Ian Ludgero disse...

Eu concordo com todas as virgulas! Me deparei uma vez com a seguinte situação:

Chegamos na casa de um amigo nosso que tinha perdido a chave do portão e não tinha ninguem em casa, o muro da casa dele era muito alto mas tinha uma arvoré do lado do muro, eu logo disse:
- A gente sobe pela árvore e passa pro muro.

PASME! NINGUEM CONSEGUIU SUBIR.

Eu logo perguntei, porra, ninguem subia em árvore quando era moleque?! A resposta foi unica:"Fui criado em condominio".

Eu fui criado na rua, e ainda bem que eu não deixei morrer tudo o que eu aprendi quando era menor, inclusive subir em árvore!

Anônimo disse...

Duddu!!!! Bem cara eu ja imaginava que vc nun fosse acostumado a ter dialogos com crianças... Mas não no ponto que vc falou cara asuhdauhsd. Olha fico muito feliz por vc cra e parabens pela linda postagem, vi que para faze-la vc aprendeu muito cara.
Parabens mesmo e te digo mais, vc ainda tem muito a aprender com essa pivetada uhsdhuad ja tbm tive o enorme prazer de ajudalos e eram ate mais novos na faixa dos 7 aos 11 cara!
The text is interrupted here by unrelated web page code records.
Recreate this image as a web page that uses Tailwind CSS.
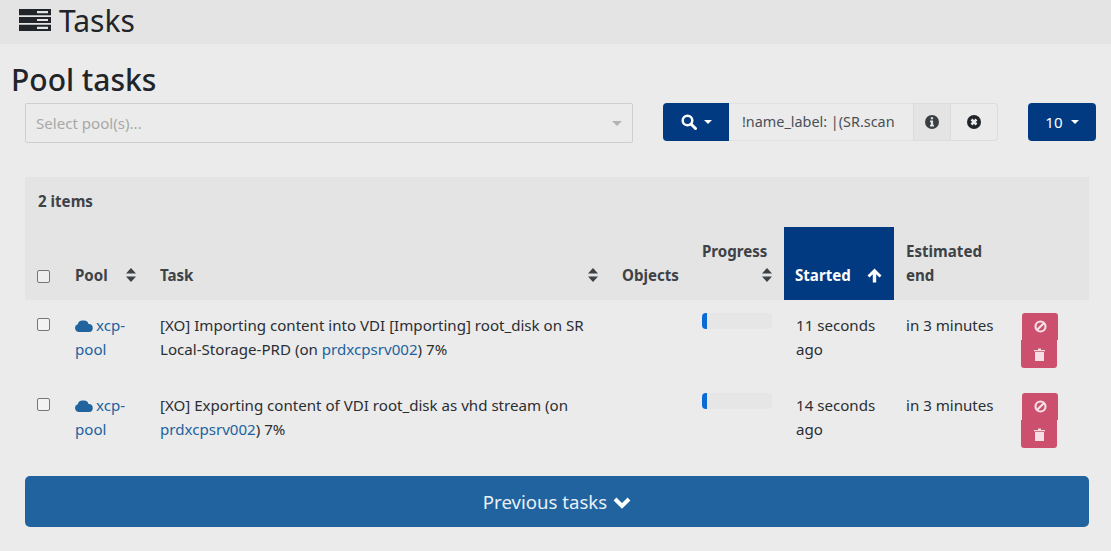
<!DOCTYPE html>
<html lang="en">
<head>
<meta charset="utf-8">
<title>Tasks</title>
<script src="https://cdn.jsdelivr.net/npm/@tailwindcss/browser@4"></script>
</head>
<body class="w-[1111px] h-[551px] overflow-hidden bg-[#ebebeb] text-[#2a2e33] font-['Noto_Sans','Open_Sans',sans-serif] text-[15.1px] leading-[24px]">

<!-- Page header -->
<header class="h-[44px] bg-[#e4e4e4] flex items-center pl-[19px] gap-[8px]">
    <svg class="w-[32px] h-[22px] -mt-[4px]" viewBox="0 0 32 22" fill="#212529">
        <path d="M0 0h32v6.200H0zM0 7.900h32v6.200H0zM0 15.800h32v6.200H0z"/>
        <path fill="#e4e4e4" d="M18 2h11v2.200H18zM18 9.900h11v2.200H18zM18 17.800h11v2.200H18z"/>
    </svg>
    <h1 class="text-[30px] leading-[40px] -mt-[3px] text-[#212529]">Tasks</h1>
</header>

<main class="px-[11px]">
    <h2 class="text-[30px] leading-[40px] mt-[16px] font-medium text-[#212529]">Pool tasks</h2>

    <!-- Filters -->
    <div class="flex items-start mt-[3px] ml-[14px]">
        <div class="w-[608px] h-[40px] border border-[#cfcfcf] rounded-[2px] flex items-center justify-between pl-[10px] pr-[10px] text-[#a8a8a8]">
            <span>Select pool(s)...</span>
            <span class="border-x-[5px] border-x-transparent border-t-[5px] border-t-[#b3b3b3]"></span>
        </div>
        <div class="flex ml-[30px] h-[38px]">
            <button class="w-[66px] bg-[#023a82] rounded-l-[4px] flex items-center justify-center gap-[7px] text-white">
                <svg class="w-[16px] h-[16px]" viewBox="0 0 16 16" fill="none" stroke="#fff"><circle cx="6.500" cy="6.500" r="4.800" stroke-width="2.500"/><path d="M10 10l4.500 4.500" stroke-width="3" stroke-linecap="round"/></svg>
                <span class="border-x-[4px] border-x-transparent border-t-[4px] border-t-white"></span>
            </button>
            <div class="w-[184px] border-y border-[#e0e0e0] flex items-center pl-[13px] text-[14.4px] text-[#495057] overflow-hidden whitespace-nowrap">!name_label: |(SR.scan</div>
            <div class="w-[38px] bg-[#e4e4e4] border border-[#dcdcdc] flex items-center justify-center">
                <svg class="w-[14px] h-[14px]" viewBox="0 0 14 14"><circle cx="7" cy="7" r="7" fill="#3a3f44"/><path fill="#e4e4e4" d="M5.800 2.300h2.300v2H5.800zM5 5.500h3.100v4.300h.9v1.700H5V9.800h.9V7.200H5z"/></svg>
            </div>
            <div class="w-[47px] border border-l-0 border-[#dcdcdc] rounded-r-[4px] flex items-center justify-center">
                <svg class="w-[14px] h-[14px]" viewBox="0 0 14 14"><circle cx="7" cy="7" r="7" fill="#212529"/><path stroke="#ebebeb" stroke-width="2.600" d="M4.500 4.500l5 5M9.500 4.500l-5 5"/></svg>
            </div>
        </div>
        <button class="w-[68px] h-[38px] ml-[30px] bg-[#023a82] rounded-[4px] flex items-center justify-center gap-[8px] text-white">
            10 <span class="border-x-[4px] border-x-transparent border-t-[4px] border-t-white"></span>
        </button>
    </div>

    <!-- Tasks table -->
    <div class="ml-[14px] mt-[34px] w-[1064px]">
        <div class="h-[50px] bg-[#e4e4e4] flex items-center pl-[13px] pb-[2px] font-bold text-[#3d4247]">2 items</div>
        <table class="w-full table-fixed border-collapse">
            <colgroup>
                <col class="w-[38px]"><col class="w-[85px]"><col class="w-[462px]"><col class="w-[80px]"><col class="w-[94px]"><col class="w-[110px]"><col class="w-[116px]"><col class="w-[79px]">
            </colgroup>
            <thead>
                <tr class="h-[73px] bg-[#e4e4e4] text-[#3d4247] text-left align-bottom font-bold">
                    <th class="pl-[12px] pb-[12px]"><input type="checkbox" class="block w-[13px] h-[13px] mb-[5px] appearance-none border border-[#767676] rounded-[2px] bg-white/40"></th>
                    <th class="pl-[12px] pb-[13px] pr-[12px]"><div class="flex justify-between items-center">Pool <svg class="w-[10px] h-[14px]" viewBox="0 0 10 14" fill="#3d4247"><path d="M5 0l5 5.500H0zM5 14L0 8.500h10z"/></svg></div></th>
                    <th class="pl-[12px] pb-[13px] pr-[12px]"><div class="flex justify-between items-center">Task <svg class="w-[10px] h-[14px]" viewBox="0 0 10 14" fill="#3d4247"><path d="M5 0l5 5.500H0zM5 14L0 8.500h10z"/></svg></div></th>
                    <th class="pl-[12px] pb-[13px]">Objects</th>
                    <th class="pl-[12px] pr-[12px] pb-[13px]">Progress<div class="flex justify-end items-center h-[24px]"><svg class="w-[10px] h-[14px]" viewBox="0 0 10 14" fill="#3d4247"><path d="M5 0l5 5.500H0zM5 14L0 8.500h10z"/></svg></div></th>
                    <th class="pl-[11px] pr-[12px] pb-[13px] bg-[#023a82] text-white"><div class="flex justify-between items-center">Started <svg class="w-[15px] h-[15px]" viewBox="0 0 15 15" fill="#fff"><path d="M7.500 0.500l7 7-2 2-3.300-3.300V14.500H5.800V6.200L2.500 9.500l-2-2z"/></svg></div></th>
                    <th class="pl-[12px] pr-[24px] pb-[13px]">Estimated end</th>
                    <th></th>
                </tr>
            </thead>
            <tbody class="align-top">
                <tr class="h-[80px]">
                    <td class="pl-[12px] pt-[13px]"><input type="checkbox" class="block w-[13px] h-[13px] mt-[5px] appearance-none border border-[#767676] rounded-[2px] bg-white/40"></td>
                    <td class="pl-[12px] pr-[12px] pt-[13px] text-[#20639f]"><svg class="inline w-[18px] h-[13px] mr-[3px] mt-[-3px]" viewBox="0 0 18 13" fill="#20639f"><path d="M4 13a4 4 0 0 1-1.200-7.800A4.500 4.500 0 0 1 8 1.500 4.600 4.600 0 0 1 13.500 5a4 4 0 0 1 .5 8z"/></svg>xcp-pool</td>
                    <td class="pl-[12px] pr-[12px] pt-[13px]">[XO] Importing content into VDI [Importing] root_disk on SR Local-Storage-PRD (on <span class="text-[#20639f]">prdxcpsrv002</span>) 7%</td>
                    <td></td>
                    <td class="pl-[12px] pr-[12px] pt-[13px]"><div class="h-[16px] w-[70px] rounded-[4px] bg-[#e6e6e6] overflow-hidden"><div class="h-full w-[7%] bg-[#0b6bd6]"></div></div></td>
                    <td class="pl-[12px] pr-[12px] pt-[13px]">11 seconds ago</td>
                    <td class="pl-[12px] pt-[13px]">in 3 minutes</td>
                    <td class="pl-[12px] pt-[13px]">
                        <button class="flex w-[36px] h-[27px] bg-[#cd4f6e] rounded-t-[3px] items-center justify-center"><svg class="w-[13px] h-[13px]" viewBox="0 0 13 13" fill="none" stroke="#f5dfe4" stroke-width="2.200"><circle cx="6.500" cy="6.500" r="5"/><path d="M3 10l7-7"/></svg></button>
                        <button class="flex w-[36px] h-[28px] -ml-[1px] bg-[#cd4f6e] rounded-b-[3px] items-center justify-center"><svg class="w-[11px] h-[13px]" viewBox="0 0 11 13" fill="#f5dfe4"><path d="M0 2h4V.5h3V2h4v1.300H0zM1 4h9v9H1z"/></svg></button>
                    </td>
                </tr>
                <tr class="h-[80px]">
                    <td class="pl-[12px] pt-[13px]"><input type="checkbox" class="block w-[13px] h-[13px] mt-[5px] appearance-none border border-[#767676] rounded-[2px] bg-white/40"></td>
                    <td class="pl-[12px] pr-[12px] pt-[13px] text-[#20639f]"><svg class="inline w-[18px] h-[13px] mr-[3px] mt-[-3px]" viewBox="0 0 18 13" fill="#20639f"><path d="M4 13a4 4 0 0 1-1.200-7.800A4.500 4.500 0 0 1 8 1.500 4.600 4.600 0 0 1 13.500 5a4 4 0 0 1 .5 8z"/></svg>xcp-pool</td>
                    <td class="pl-[12px] pr-[12px] pt-[13px]">[XO] Exporting content of VDI root_disk as vhd stream (on <span class="text-[#20639f]">prdxcpsrv002</span>) 7%</td>
                    <td></td>
                    <td class="pl-[12px] pr-[12px] pt-[13px]"><div class="h-[16px] w-[70px] rounded-[4px] bg-[#e6e6e6] overflow-hidden"><div class="h-full w-[7%] bg-[#0b6bd6]"></div></div></td>
                    <td class="pl-[12px] pr-[12px] pt-[13px]">14 seconds ago</td>
                    <td class="pl-[12px] pt-[13px]">in 3 minutes</td>
                    <td class="pl-[12px] pt-[13px]">
                        <button class="flex w-[36px] h-[27px] bg-[#cd4f6e] rounded-t-[3px] items-center justify-center"><svg class="w-[13px] h-[13px]" viewBox="0 0 13 13" fill="none" stroke="#f5dfe4" stroke-width="2.200"><circle cx="6.500" cy="6.500" r="5"/><path d="M3 10l7-7"/></svg></button>
                        <button class="flex w-[36px] h-[28px] -ml-[1px] bg-[#cd4f6e] rounded-b-[3px] items-center justify-center"><svg class="w-[11px] h-[13px]" viewBox="0 0 11 13" fill="#f5dfe4"><path d="M0 2h4V.5h3V2h4v1.300H0zM1 4h9v9H1z"/></svg></button>
                    </td>
                </tr>
            </tbody>
        </table>

        <button class="w-full h-[51px] mt-[16px] pt-[1px] bg-[#20639f] rounded-[5px] flex items-center justify-center gap-[6px] text-[#e9f0f7] text-[18.6px]">
            Previous tasks
            <svg class="w-[18px] h-[13px]" viewBox="0 0 18 13" fill="none" stroke="#fff" stroke-width="4"><path d="M2 3l7 7 7-7"/></svg>
        </button>
    </div>
</main>
</body>
</html>
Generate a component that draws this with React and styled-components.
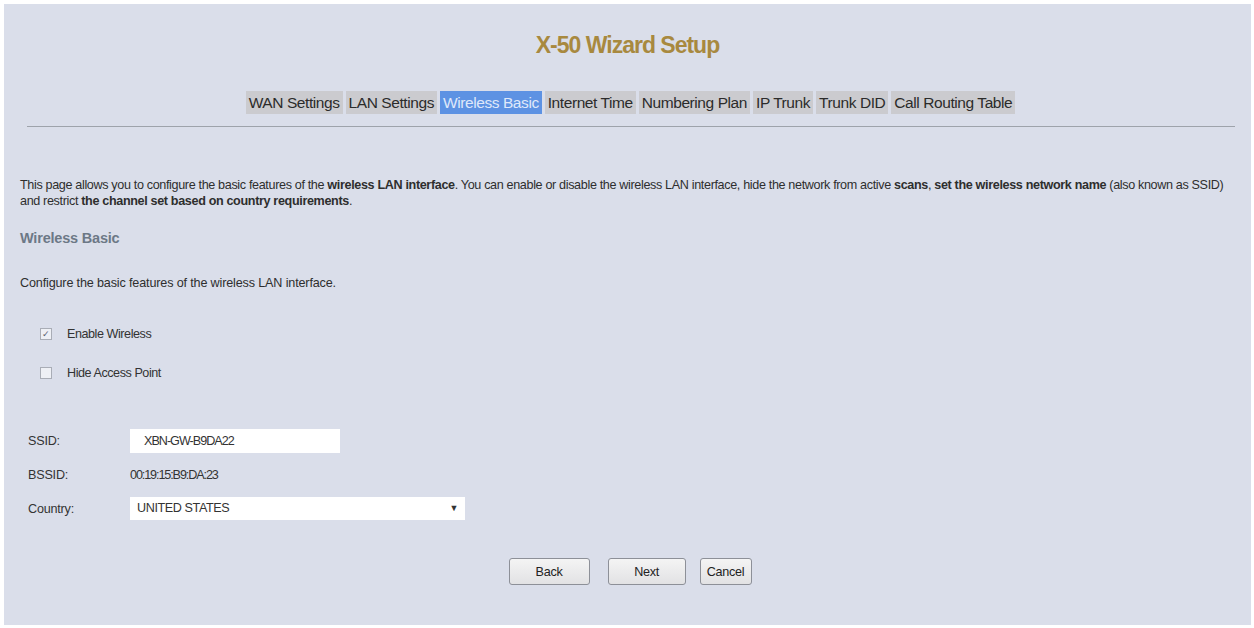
import React from "react";
import styled, { createGlobalStyle, css } from "styled-components";

const Global = createGlobalStyle`
  html, body { margin: 0; padding: 0; background: #ffffff; }
  body { font-family: "Liberation Sans", Arial, sans-serif; color: #2a2a2a; }
`;

const small = css`
  font-size: 12.6px;
  letter-spacing: -0.35px;
  line-height: 16px;
  color: #2e2e2e;
`;

const Page = styled.div`
  padding: 4px 3px 3px 4px;
  height: 628px;
  box-sizing: border-box;
`;

const Panel = styled.div`
  background: #dadeea;
  height: 100%;
  box-sizing: border-box;
  padding: 26px 16px 0 16px;
  display: flex;
  flex-direction: column;
`;

const Title = styled.h1`
  margin: 0;
  text-align: center;
  font-size: 23px;
  letter-spacing: -1px;
  font-weight: bold;
  color: #a8893f;
  line-height: 30px;
`;

const Tabs = styled.nav`
  display: flex;
  justify-content: center;
  gap: 3px;
  margin-top: 31px;
  padding-left: 6px;
`;

const Tab = styled.span`
  font-size: 15.5px;
  letter-spacing: -0.42px;
  line-height: 23px;
  padding: 0 3px;
  background: ${(p) => (p.$active ? "#5d92e3" : "#cbcbcf")};
  color: ${(p) => (p.$active ? "#dfe8fa" : "#2b2b2b")};
`;

const Rule = styled.hr`
  border: none;
  border-top: 1px solid #9ea3ab;
  margin: 12px 0 0 7px;
  width: 1208px;
`;

const Intro = styled.p`
  ${small}
  margin: 50px 0 0 0;
  b { font-weight: bold; }
`;

const SectionTitle = styled.h2`
  margin: 13px 0 0 0;
  font-size: 14.5px;
  letter-spacing: -0.2px;
  font-weight: bold;
  color: #6c7886;
  line-height: 32px;
`;

const Note = styled.p`
  ${small}
  letter-spacing: -0.15px;
  margin: 21px 0 0 0;
`;

const Checks = styled.div`
  display: flex;
  flex-direction: column;
  gap: 23px;
  margin: 35px 0 0 20px;
`;

const CheckRow = styled.label`
  ${small}
  letter-spacing: -0.45px;
  display: flex;
  align-items: center;
  gap: 15px;
  color: #333;
`;

const Box = styled.span`
  width: 10px;
  height: 10px;
  border: 1px solid #a9adb6;
  background: #eef0f5;
  display: inline-flex;
  align-items: center;
  justify-content: center;
  font-size: 9px;
  letter-spacing: 0;
  color: #5a6070;
  line-height: 1;
`;

const Fields = styled.div`
  display: grid;
  grid-template-columns: 102px auto;
  align-items: center;
  row-gap: 10px;
  margin: 48px 0 0 8px;
  justify-content: start;
`;

const FieldLabel = styled.span`
  ${small}
  letter-spacing: -0.2px;
  color: #333;
`;

const Input = styled.div`
  ${small}
  letter-spacing: -1px;
  width: 196px;
  height: 24px;
  background: #ffffff;
  line-height: 24px;
  padding-left: 14px;
  color: #333;
`;

const Value = styled.span`
  ${small}
  letter-spacing: -1.1px;
  color: #333;
  line-height: 24px;
`;

const Select = styled.div`
  ${small}
  letter-spacing: -0.4px;
  width: 328px;
  height: 23px;
  background: #ffffff;
  line-height: 23px;
  padding-left: 7px;
  display: flex;
  justify-content: space-between;
  align-items: center;
  color: #333;
`;

const Arrow = styled.span`
  font-size: 9px;
  color: #333;
  margin-right: 7px;
`;

const Buttons = styled.div`
  display: flex;
  justify-content: center;
  gap: 18px;
  margin-top: 38px;
  padding-left: 5px;
  & > :nth-child(3) { margin-left: -4px; }
`;

const Button = styled.button`
  font-family: inherit;
  font-size: 12.6px;
  letter-spacing: -0.3px;
  width: ${(p) => p.$w}px;
  height: 27px;
  border: 1px solid #8d9098;
  border-radius: 3px;
  background: linear-gradient(#f4f4f4, #e2e2e4);
  color: #222;
  padding: 0;
`;

const tabs = [
  "WAN Settings",
  "LAN Settings",
  "Wireless Basic",
  "Internet Time",
  "Numbering Plan",
  "IP Trunk",
  "Trunk DID",
  "Call Routing Table",
];

export default function App() {
  return (
    <Page>
      <Global />
      <Panel>
        <Title>X-50 Wizard Setup</Title>
        <Tabs>
          {tabs.map((t) => (
            <Tab key={t} $active={t === "Wireless Basic"}>{t}</Tab>
          ))}
        </Tabs>
        <Rule />
        <Intro>
          This page allows you to configure the basic features of the <b>wireless LAN interface</b>. You can enable or disable the wireless LAN interface, hide the network from active <b>scans</b>, <b>set the wireless network name</b> (also known as SSID) and restrict <b>the channel set based on country requirements</b>.
        </Intro>
        <SectionTitle>Wireless Basic</SectionTitle>
        <Note>Configure the basic features of the wireless LAN interface.</Note>
        <Checks>
          <CheckRow><Box>✓</Box>Enable Wireless</CheckRow>
          <CheckRow><Box />Hide Access Point</CheckRow>
        </Checks>
        <Fields>
          <FieldLabel>SSID:</FieldLabel>
          <Input>XBN-GW-B9DA22</Input>
          <FieldLabel>BSSID:</FieldLabel>
          <Value>00:19:15:B9:DA:23</Value>
          <FieldLabel>Country:</FieldLabel>
          <Select>UNITED STATES<Arrow>▼</Arrow></Select>
        </Fields>
        <Buttons>
          <Button $w={81}>Back</Button>
          <Button $w={78}>Next</Button>
          <Button $w={52}>Cancel</Button>
        </Buttons>
      </Panel>
    </Page>
  );
}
Abração brother td bom pra vc!

Anônimo disse...

Realmente intereçante esse ponto de se igualar com quem treina com vc ou quem vc esta treinando, eu normalmente sou muito "bruto" com pessoas que estao começando, mas vc me fez abrir os olhos. curti muito o seu blog.
abraços de brasilia. =D

Leonard Akira disse...

Oi Duddu


Muito boa a postagem, já passei por umas situações parecidas e realmente é gratificante aprender com os mais novos, e poxa to admirado com este Léo, pelo jeito veremos ele de novo nas postagens neh ? rs

Parabens pelo Sobrinho ! :)

Bons treinos

Hiram disse...

Caraaca,
que fooda veio *-*
voce so me fez lembrar aqui do treino do sabado passado que chegaram dois irmaos de cabelo liso,
um deveria ter uuns 9,8 anos e o outro uns 7, 6 por ai.
ai ele chegou pra min e disse,
mano, quero fazer le parkour, mais não é limpacu nao viu?
me mijei de rir, e comecei a passar umas coisinhas pra eles, caramba aqueles meninos sao fodas *-*
um ate dançou break laa ayeAUHEUaheU

Caires disse...

valeu pelo post duddu

Ettore disse...

Quase chorei aqui(é sério!). Foda demais.